For every person I know who couldn't put down Dave Eggers's debut novel, A Heartbreaking Work of Staggering Genius, there was another person who threw it across the room. Those who couldn't put the memoir down became "Us," the vast audience of McSweeney's consumers, 826 volunteers, and George Saunders enthusiasts. Those who threw it across the room became "Them," the unconverted, the indifferent, the snarky reviewers on Amazon.com. Taste accounts for some of this split, sure. But there is also a peculiar besieged quality to Eggers's work. His writing pivots on a feeling of boyish camaraderie, an Us vs. Them team spirit that is either charmingly inclusive or profoundly alienating.

The Other team in Eggers's writing most often takes the form of a nameless and faceless cloud of backbiters—early in Heartbreaking he writes, "I have plans for them, the nosy, the inquisitive, the pitying have developed elaborate fantasies for those who would see us as grotesque, pathetic, our situation gossip fodder"—but, curiously, more than a few times in Eggers's work, this Other team is made up specifically of violent black men.

In that first book, Eggers has a recurring paranoid fantasy that a black man in a green army jacket will randomly murder him. In his second book, the novel You Shall Know Our Velocity, menacing black Africans lurk outside the protagonists' car, and later, the two heroic adventurers worry, somewhat comically, that different black Africans will drag them from their vehicle and haul them around by their not-so-heroic penises.

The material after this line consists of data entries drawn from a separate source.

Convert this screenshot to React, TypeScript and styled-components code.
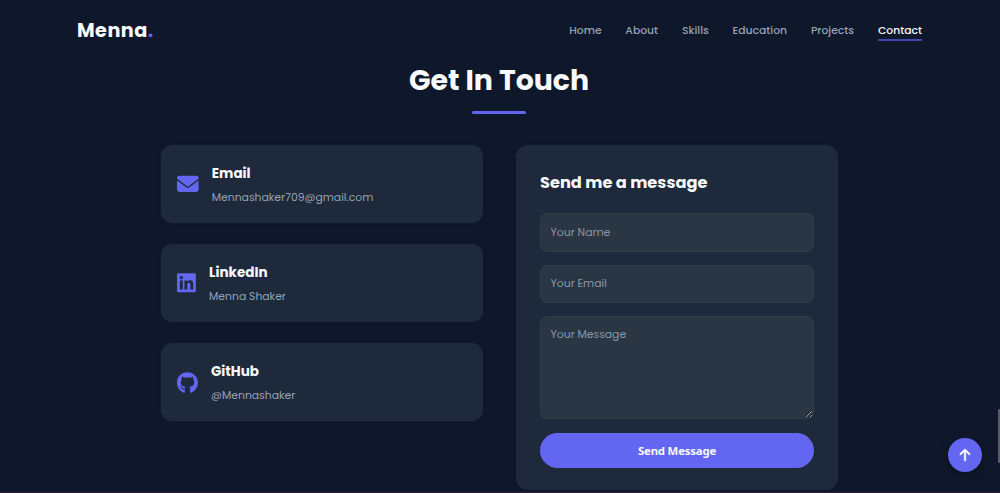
import React from "react";
import styled, { createGlobalStyle } from "styled-components";
import { FaArrowUp, FaEnvelope } from "react-icons/fa6";
import { FaGithub, FaLinkedin } from "react-icons/fa";

const GlobalStyle = createGlobalStyle`
  * { box-sizing: border-box; margin: 0; padding: 0; }
  body {
    background: #0f172a;
    color: #f8fafc;
    font-family: Poppins, Inter, "Liberation Sans", sans-serif;
    overflow: hidden;
  }
`;

const Page = styled.div`
  height: 493px;
  overflow: hidden;
  border-bottom: 1px solid #35202f;
`;

const Header = styled.header`
  display: flex;
  align-items: center;
  justify-content: space-between;
  height: 60px;
  padding: 0 78px 0 77px;
`;

const Logo = styled.span`
  padding-top: 1px;
  font-size: 19.2px;
  font-weight: 700;
  line-height: 28px;
  letter-spacing: 0.5px;
`;

const Dot = styled.span`
  color: #6366f1;
`;

const Nav = styled.nav`
  display: flex;
  gap: 23.8px;
`;

const NavLink = styled.a<{ $active?: boolean }>`
  height: 21px;
  margin-top: 1px;
  white-space: nowrap;
  font-size: 10.8px;
  font-weight: 500;
  line-height: 22px;
  color: ${({ $active }) => ($active ? "#f8fafc" : "#94a3b8")};
  border-bottom: 2px solid ${({ $active }) => ($active ? "#4644b0" : "transparent")};
`;

const Heading = styled.div`
  display: flex;
  flex-direction: column;
  align-items: center;
  height: 85px;
  padding-right: 2px;
`;

const Title = styled.h2`
  font-size: 28.35px;
  font-weight: 700;
  line-height: 40px;
`;

const Underline = styled.div`
  width: 54px;
  height: 3px;
  margin-top: 11px;
  border-radius: 2px;
  background: #6366f1;
`;

const Columns = styled.main`
  display: grid;
  grid-template-columns: 322px 322px;
  gap: 33.5px;
  padding-left: 160.5px;
  align-items: start;
`;

const Contacts = styled.div`
  display: flex;
  flex-direction: column;
  gap: 20.8px;
`;

const Card = styled.article<{ $iconWidth: number }>`
  display: flex;
  align-items: center;
  gap: 12.8px;
  height: 78.3px;
  padding: 0 16.9px;
  border-radius: 11px;
  background: #1e293b;
  box-shadow: 0 0 3px rgba(30, 41, 59, 0.35);
  svg {
    flex: none;
    height: 21.6px;
    width: ${({ $iconWidth }) => $iconWidth}px;
    color: #6366f1;
  }
`;

const CardTitle = styled.h3`
  padding-top: 4px;
  font-size: 13.5px;
  font-weight: 700;
  line-height: 22px;
`;

const CardText = styled.p`
  margin-top: 2px;
  font-size: 10.8px;
  line-height: 22px;
  color: #94a3b8;
`;

const Form = styled.form`
  display: flex;
  flex-direction: column;
  height: 345px;
  padding: 24px 24px 0;
  border-radius: 12px;
  background: #1e293b;
  box-shadow: 0 0 3px rgba(30, 41, 59, 0.35);
`;

const FormTitle = styled.h3`
  margin-bottom: 17px;
  font-size: 16.2px;
  font-weight: 700;
  line-height: 27px;
`;

const fieldStyle = `
  display: block;
  width: 100%;
  border: 1px solid #303d4d;
  border-radius: 7px;
  background: #2b3645;
  color: #f8fafc;
  font-family: inherit;
  font-size: 10.8px;
  outline: none;
  &::placeholder { color: #8c97a5; opacity: 1; }
`;

const Input = styled.input`
  ${fieldStyle}
  height: 38.5px;
  margin-bottom: 13px;
  padding: 1px 9.5px 0;
`;

const TextArea = styled.textarea`
  ${fieldStyle}
  height: 103px;
  margin-bottom: 14px;
  padding: 8px 9.5px;
  line-height: 20px;
  resize: vertical;
`;

const SubmitButton = styled.button`
  height: 34.5px;
  padding-top: 1px;
  border: 0;
  border-radius: 18px;
  background: #6366f1;
  color: #f8fafc;
  font: 700 11.4px/34px "Noto Sans", sans-serif;
  letter-spacing: -0.2px;
`;

const TopButton = styled.button`
  position: fixed;
  right: 18px;
  bottom: 21px;
  display: grid;
  place-items: center;
  width: 34px;
  height: 34px;
  border: 0;
  border-radius: 50%;
  background: #6366f1;
  color: #f8fafc;
  box-shadow: 0 3px 10px rgba(0, 0, 0, 0.25);
  svg { width: 14px; height: 14px; stroke: currentColor; stroke-width: 14px; }
`;

const ScrollThumb = styled.div`
  position: fixed;
  right: 0;
  top: 409px;
  width: 2px;
  height: 54px;
  border-radius: 1px 0 0 1px;
  background: #555c68;
`;

const links = ["Home", "About", "Skills", "Education", "Projects", "Contact"];

const contacts = [
  { title: "Email", text: "Mennashaker709@gmail.com", icon: <FaEnvelope />, iconWidth: 21.6 },
  { title: "LinkedIn", text: "Menna Shaker", icon: <FaLinkedin />, iconWidth: 18.9 },
  { title: "GitHub", text: "@Mennashaker", icon: <FaGithub />, iconWidth: 20.9 },
];

export default function App() {
  return (
    <>
      <GlobalStyle />
      <Page>
        <Header>
          <Logo>Menna<Dot>.</Dot></Logo>
          <Nav>
            {links.map((label) => (
              <NavLink key={label} $active={label === "Contact"}>{label}</NavLink>
            ))}
          </Nav>
        </Header>
        <Heading>
          <Title>Get In Touch</Title>
          <Underline />
        </Heading>
        <Columns>
          <Contacts>
            {contacts.map((c) => (
              <Card key={c.title} $iconWidth={c.iconWidth}>
                {c.icon}
                <div>
                  <CardTitle>{c.title}</CardTitle>
                  <CardText>{c.text}</CardText>
                </div>
              </Card>
            ))}
          </Contacts>
          <Form>
            <FormTitle>Send me a message</FormTitle>
            <Input placeholder="Your Name" />
            <Input placeholder="Your Email" />
            <TextArea placeholder="Your Message" />
            <SubmitButton type="button">Send Message</SubmitButton>
          </Form>
        </Columns>
      </Page>
      <TopButton aria-label="Back to top"><FaArrowUp /></TopButton>
      <ScrollThumb />
    </>
  );
}
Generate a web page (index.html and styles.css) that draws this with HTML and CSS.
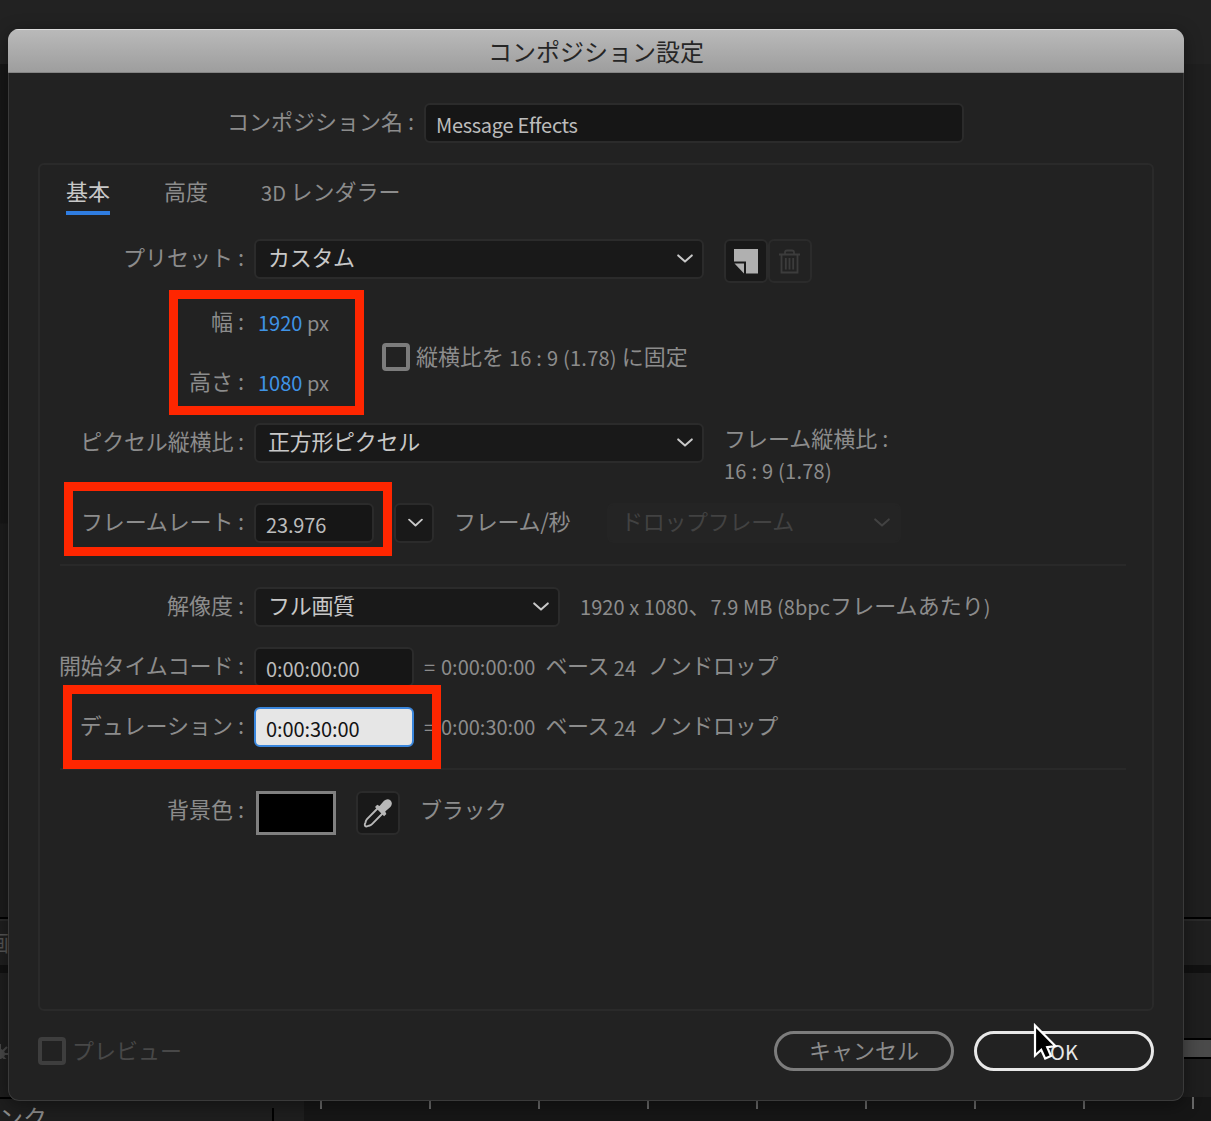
FILE: index.html
```html
<!DOCTYPE html>
<html lang="ja">
<head>
<meta charset="utf-8">
<title>コンポジション設定</title>
<link rel="stylesheet" href="styles.css">
</head>
<body>
<svg class="defs" width="0" height="0" aria-hidden="true">
  <symbol id="chevron" viewBox="0 0 16 10"><path d="M1.2 1.4 8 7.600 14.800 1.400" fill="none" stroke="currentColor" stroke-width="2" stroke-linecap="round" stroke-linejoin="round"/></symbol>
</svg>
<div class="screen">
  <div class="app">
    <div class="app-top"></div>
    <div class="app-view"><div class="app-left"></div><div class="app-right"></div></div>
    <div class="app-bar"><span class="app-bar-text">画</span></div>
    <div class="app-gap"></div>
    <div class="app-tools">
      <svg class="gear" width="20" height="20" viewBox="0 0 20 20"><path d="M10 0v20M0 10h20M3 3l14 14M17 3 3 17" stroke="#484848" stroke-width="2"/><circle cx="10" cy="10" r="5" fill="#484848"/></svg>
      <div class="app-range"></div>
    </div>
    <div class="app-timeline">
      <div class="layers"><span class="layers-text">ンク</span><span class="layers-mark"></span></div>
      <div class="ruler"><i></i><i></i><i></i><i></i><i></i><i></i><i></i><i></i><i></i></div>
    </div>
  </div>

  <div class="dialog">
    <div class="titlebar">コンポジション設定</div>
    <div class="row name-row">
      <div class="label">コンポジション名 :</div>
      <div class="input name-input">Message Effects</div>
    </div>

    <div class="panel">
      <div class="tabs">
        <div class="tab active">基本</div>
        <div class="tab">高度</div>
        <div class="tab render"><span class="lat">3D </span>レンダラー</div>
      </div>

      <div class="row preset">
        <div class="label">プリセット :</div>
        <div class="select wide">カスタム<svg class="chev"><use href="#chevron"/></svg></div>
        <div class="tools">
          <div class="tool"><svg width="25" height="25" viewBox="0 0 25 25"><path d="M0 0h24v24.500H12V12.500H0z" fill="#b0b0b0"/><path d="M.5 14.500H10V24.500z" fill="#b0b0b0"/></svg></div>
          <div class="tool off"><svg width="22" height="25" viewBox="0 0 22 25"><path d="M0 5.500h21M6 5V3.500Q6 1.500 8 1.500h5Q15 1.500 15 3.500V5M2.500 6v17.500h16V6M6.800 9v11.500M10.500 9v11.500M14.200 9v11.500" fill="none" stroke="#3c3c3c" stroke-width="1.800"/></svg></div>
        </div>
      </div>

      <div class="dims">
        <div class="dims-rows">
          <div class="row"><div class="label">幅 :</div><div class="value"><span class="lat"><b>1920</b> px</span></div></div>
          <div class="row"><div class="label">高さ :</div><div class="value"><span class="lat"><b>1080</b> px</span></div></div>
        </div>
        <div class="lock"><span class="check"></span><span class="lock-text">縦横比を <span class="lat ratio">16 : 9 (1.78)</span> に固定</span></div>
      </div>

      <div class="row aspect">
        <div class="label tight">ピクセル縦横比 :</div>
        <div class="select wide">正方形ピクセル<svg class="chev"><use href="#chevron"/></svg></div>
        <div class="frame-aspect">フレーム縦横比 :<br><span class="lat ratio">16 : 9 (1.78)</span></div>
      </div>

      <div class="row">
        <div class="label tight">フレームレート :</div>
        <div class="input rate">23.976</div>
        <div class="select drop"><svg class="chev"><use href="#chevron"/></svg></div>
        <div class="unit">フレーム/秒</div>
        <div class="select disabled">ドロップフレーム<svg class="chev"><use href="#chevron"/></svg></div>
      </div>

      <div class="divider"></div>

      <div class="row">
        <div class="label">解像度 :</div>
        <div class="select res">フル画質<svg class="chev"><use href="#chevron"/></svg></div>
        <div class="res-info"><span class="lat">1920 x 1080</span>、<span class="lat">7.9 MB (8bpc</span>フレームあたり<span class="lat">)</span></div>
      </div>
      <div class="row">
        <div class="label tight">開始タイムコード :</div>
        <div class="input time">0:00:00:00</div>
        <div class="note"><span class="lat equals">=</span><span class="lat">0:00:00:00</span><span class="base">ベース <span class="lat">24</span></span>ノンドロップ</div>
      </div>
      <div class="row">
        <div class="label">デュレーション :</div>
        <div class="input time focus">0:00:30:00</div>
        <div class="note"><span class="lat equals">=</span><span class="lat">0:00:30:00</span><span class="base">ベース <span class="lat">24</span></span>ノンドロップ</div>
      </div>

      <div class="divider"></div>

      <div class="row">
        <div class="label">背景色 :</div>
        <div class="swatch"></div>
        <div class="tool dropper"><svg width="30" height="30" viewBox="0 0 30 30"><path d="M14.500 10.500 4 21.200Q2.800 22.500 2.500 24.500L1.800 26.200Q1.500 28.700 4 28.400L6 27.700Q7.800 27.400 9 26.200L19.500 15.500" fill="none" stroke="#b8b8b8" stroke-width="1.900"/><path d="M12 9 14.200 6.700 16.500 8 21 2.800Q24.500-.3 27.600 2.500 30.200 5.500 27.400 9L22.200 13.600 23.400 16 21.100 18.200z" fill="#b8b8b8"/></svg></div>
        <div class="color-name">ブラック</div>
      </div>
    </div>

    <div class="footer">
      <div class="preview"><span class="check"></span>プレビュー</div>
      <div class="button">キャンセル</div>
      <div class="button primary"><span class="lat">OK</span></div>
    </div>
  </div>

  <div class="mark mark-size"></div>
  <div class="mark mark-rate"></div>
  <div class="mark mark-duration"></div>
  <svg class="cursor" width="26" height="42" viewBox="0 0 26 42"><path d="M2 3.500V33.500L8.200 27.800 12.200 36.500 18 34 14.200 25.200 22.500 24.200z" fill="#000" stroke="#fff" stroke-width="2.200"/></svg>
</div>
</body>
</html>
```
FILE: styles.css
```css
* { box-sizing: border-box; }
body {
  margin: 0;
  background: #181818;
  color: #8c8c8c;
  font: 22px/34px "Noto Sans CJK JP", sans-serif;
  white-space: nowrap;
}
.defs { display: block; }
.lat { font-size: 20px; line-height: 20px; white-space: pre; vertical-align: -1px; }
.ratio { letter-spacing: .25px; }
.screen { position: relative; width: 1211px; height: 1121px; overflow: hidden; }

/* application behind the dialog */
.app { display: flex; flex-direction: column; height: 1121px; }
.app-top { height: 64px; background: #222; }
.app-view { display: flex; height: 853px; }
.app-left { width: 600px; background: linear-gradient(#171717 459px, #1c1c1c 460px); }
.app-right { flex: 1; background: #1f1f1f; }
.app-bar { height: 48px; border-top: 2px solid #000; background: #1f1f1f; box-shadow: inset 0 2px #2a2a2a; }
.app-bar-text { display: block; margin: 5px 0 0 -13px; color: #555; }
.app-gap { height: 8px; background: #111; }
.app-tools { display: flex; align-items: flex-start; justify-content: space-between; height: 86px; padding-top: 65px; background: #1e1e1e; }
.gear { flex: none; margin: 6px 0 0 -10px; }
.app-range { width: 600px; height: 21px; border: solid #000; border-width: 2px 0; background: #4a4a4a; }
.app-timeline { display: flex; flex: 1; padding-top: 38px; background: #1e1e1e; }
.layers { display: flex; justify-content: space-between; width: 304px; height: 24px; padding-right: 30px; border-top: 2px solid #000; color: #8a8a8a; }
.layers-text { margin: 1px 0 0 -1px; font-size: 24px; }
.layers-mark { width: 2px; height: 20px; margin-top: 9px; background: #000; }
.ruler { display: flex; align-items: flex-start; gap: 107px; flex: 1; height: 24px; padding-left: 16px; background: #161616; }
.ruler i { flex: none; width: 2px; height: 12px; background: #686868; }

/* dialog window */
.dialog {
  position: absolute; left: 8px; top: 29px; width: 1176px; height: 1072px;
  display: flex; flex-direction: column;
  border-radius: 11px; background: #222; overflow: hidden;
  box-shadow: 0 4px 18px rgba(0,0,0,.4);
}
.dialog::after { content: ""; position: absolute; inset: 44px 0 0; border: 1px solid #3a3a3a; border-top: 0; border-radius: 0 0 11px 11px; }
.titlebar {
  height: 44px; color: #262626; font-size: 24px; line-height: 43px; text-align: center;
  background: linear-gradient(#bababa, #9d9d9d);
  box-shadow: inset 0 1px #dcdcdc, inset 0 -1px #858585;
}
.row { display: flex; align-items: flex-start; height: 40px; margin-top: 20px; }
.label { width: 204px; margin-right: 10px; text-align: right; }
.tight { letter-spacing: -.15px; }
.name-row { margin-top: 30px; }
.name-row .label { width: 406px; }
.input, .select, .tool { border: 2px solid #2b2b2b; border-radius: 6px; }
.input { height: 40px; padding-left: 10px; background: #161616; color: #bcbcbc; font-size: 20px; line-height: 39px; }
.name-input { width: 540px; letter-spacing: -.3px; }
.select { display: flex; align-items: center; justify-content: space-between; height: 40px; padding: 0 9px 6px 12px; background: #191919; color: #c8c8c8; letter-spacing: -.3px; }
.chev { width: 16px; height: 10px; margin-top: 5px; }
.wide { width: 450px; }

.panel { height: 848px; margin: 20px 30px 0; border: 2px solid #2a2a2a; border-radius: 6px; }
.tabs { display: flex; gap: 54px; height: 50px; padding: 8px 0 0 26px; line-height: 35px; }
.tab { height: 42px; }
.tab.active { border-bottom: 4px solid #2f7de1; color: #c8c8c8; }
.render { margin-left: -1px; }
.preset { height: 44px; margin-top: 24px; }
.tools { display: flex; margin-left: 20px; }
.tool { display: flex; align-items: center; justify-content: center; width: 44px; height: 44px; background: #191919; }
.tool.off { background: none; }

.dims { display: flex; height: 100px; margin-top: 20px; }
.dims-rows { width: 342px; }
.dims .row:first-child { margin-top: 0; }
.value { margin-left: 4px; }
.value b { color: #3f93e6; font-weight: 400; }
.lock { display: flex; gap: 6px; height: 28px; margin-top: 40px; }
.lock-text { margin-top: -5px; }
.check { flex: none; width: 28px; height: 28px; border: 4px solid #7c7c7c; border-radius: 4px; }
.aspect { height: 60px; }
.frame-aspect { margin: -1px 0 0 20px; line-height: 31px; }
.rate { width: 120px; letter-spacing: -.15px; }
.drop { width: 40px; margin-left: 20px; }
.unit { width: 153px; margin-left: 20px; letter-spacing: -.3px; }
.disabled { width: 294px; border-color: #242424; background: #242424; color: #424242; }
.divider { width: 1066px; height: 2px; margin: 21px 0 21px 20px; background: #292929; }
.divider + .row { margin-top: 0; }
.res { width: 306px; }
.res-info { margin-left: 20px; letter-spacing: .06px; }
.time { width: 160px; letter-spacing: -.08px; }
.focus { border-color: #3a86dc; background: #e6e6e6; color: #141414; }
.note { display: flex; align-items: baseline; margin-left: 10px; letter-spacing: -.35px; }
.note .lat { position: relative; top: 1px; letter-spacing: 0; }
.equals { width: 17px; }
.base { margin: 0 12px 0 10px; }
.swatch { width: 80px; height: 44px; margin-left: 2px; border: 3px solid #808080; background: #000; }
.dropper { margin-left: 20px; }
.color-name { margin-left: 20px; letter-spacing: -.3px; }

.footer { display: flex; gap: 20px; margin: 20px 30px 0; }
.preview { display: flex; gap: 6px; flex: 1; color: #484848; line-height: 36px; }
.preview .check { margin-top: 6px; border-color: #3e3e3e; }
.button { width: 180px; height: 40px; border: 3px solid #7d7d7d; border-radius: 20px; line-height: 30px; text-align: center; }
.primary { border-color: #e8e8e8; color: #e8e8e8; }

/* highlights and pointer over the dialog */
.mark { position: absolute; border: 9px solid #ff2600; }
.mark-size { left: 169px; top: 290px; width: 195px; height: 125px; }
.mark-rate { left: 64px; top: 482px; width: 328px; height: 74px; }
.mark-duration { left: 63px; top: 685px; width: 378px; height: 84px; }
.cursor { position: absolute; left: 1033px; top: 1022px; }
```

And now, in Eggers's new novel, What Is the What, the main character is not only harassed by a group of black teenagers, but, in a major scene, he is robbed and beaten by a young black man in a baseball jacket. That the victimized protagonist this time is a real man, a black Sudanese refugee named Valentino Achak Deng, might seem to change everything, to turn Us versus Them on its head. But it does not.

The goal of What Is the What, you have to figure, is to get as many people as possible to learn Deng's story. And his story is incredible: Government proxies burned down his village; savage horsemen chased him into the forest; lions ate his friends; the air force dropped bombs on him; mothers shot at him; barbed wire stuck into his flesh; and petty American thieves tied him up, gagged him, and beat him. Bringing this story (and further awareness of global human crises) to the large readership Eggers enjoys is admirable—also admirable: The proceeds of the book go toward Deng's charitable foundation—but the way Eggers tells the story relies heavily on his trusted team mentality and this is troubling.

What Is the What's introduction explains that Deng told his story to Eggers over the course of many years, and Eggers created this novel from those stories. The compelling, composite narrative voice they've created lyrically renders Deng's experiences, but something about the tone makes Deng's profoundly Other experience sound strikingly American, in more ways than just his fear of black thugs.

Plus, in the book's moments of levity, Deng has very Eggers-and-Toph-like fun with his male buddies, giving people funny nicknames ("Commander Beltbuckle," "TV Boy," "Hawaii 5-0"), wrestling in the dirt, and forming all-star basketball, drama, and traveling teams, and later we see Deng have a very American teenager–style romance with his girlfriend, Tabitha.

This is undoubtedly a way to make Deng's harrowing story accessible to people who would otherwise treat it with indifference, and judging by the line of well-to-do white folks gathered around the Sudanese refugee information table at Deng's reading at Elliott Bay Book Company last week, it's working incredibly well.

But by telling Deng's story in the identifiable manner of Team America, Eggers strips him of some of his Otherness in a way that leaves us asking: Can we feel charitable only toward people whose stories seem like our own? And if so, are we more interested in helping other people, or in flattering ourselves?